Segundo António Vitorino, a deslocação em massa de pessoas que estavam nestes campos de refugiados e que "procuraram encontrar na Europa um acolhimento mais favorável" acabaria por desencadear muitos outros movimentos oriundos de outras proveniências, como Afeganistão, Iraque ou países da Ásia central ou da África subsaariana, "que não tinham rigorosamente nada a ver com o conflito na Síria, tanto que as estatísticas mostram que apenas 30% do um milhão de pessoas que chegaram à Europa nesse ano eram oriundas do conflito da Síria".

Regressando ao momento atual, António Vitorino fala ainda sobre uma das imagens que marcaram o ano de 2018: o resgate de centenas de migrantes por navios de organizações humanitárias no Mediterrâneo que depois aguardam vários dias, em alto mar, pela luz verde de um país europeu para aportar num porto seguro.

"Há regras de direito internacional marítimo aplicáveis e nem sempre têm sido observadas. Obviamente que alguns países estão geograficamente mais expostos que outros. E nesse sentido o que é fundamental é garantir que a vida das pessoas está salvaguardada. E para isso é necessário que as instâncias nacionais e europeias tenham uma estratégia conjunta de abordagem das operações de busca e salvamento no mar", diz Vitorino.

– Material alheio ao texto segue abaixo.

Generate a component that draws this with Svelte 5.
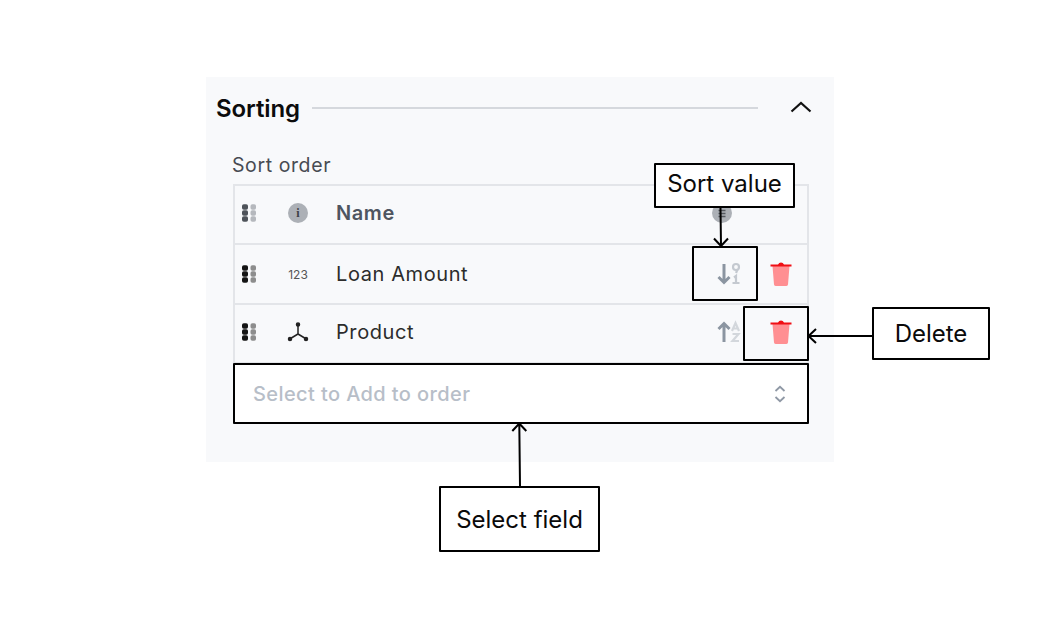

"Mas, mais uma vez, a resposta só pode ser uma. A solução tem de ser integrada, tem de ser partilhada e tem de se basear na solidariedade", reforça.

Sobre a atuação da OIM nestes casos, António Vitorino indica que a organização está envolvida, designadamente naquilo que chama como "o dia seguinte" após o resgate, fornecendo apoio e assistência humanitária às pessoas que são resgatadas "e, muitas vezes, no retorno dessas pessoas aos respetivos países de origem".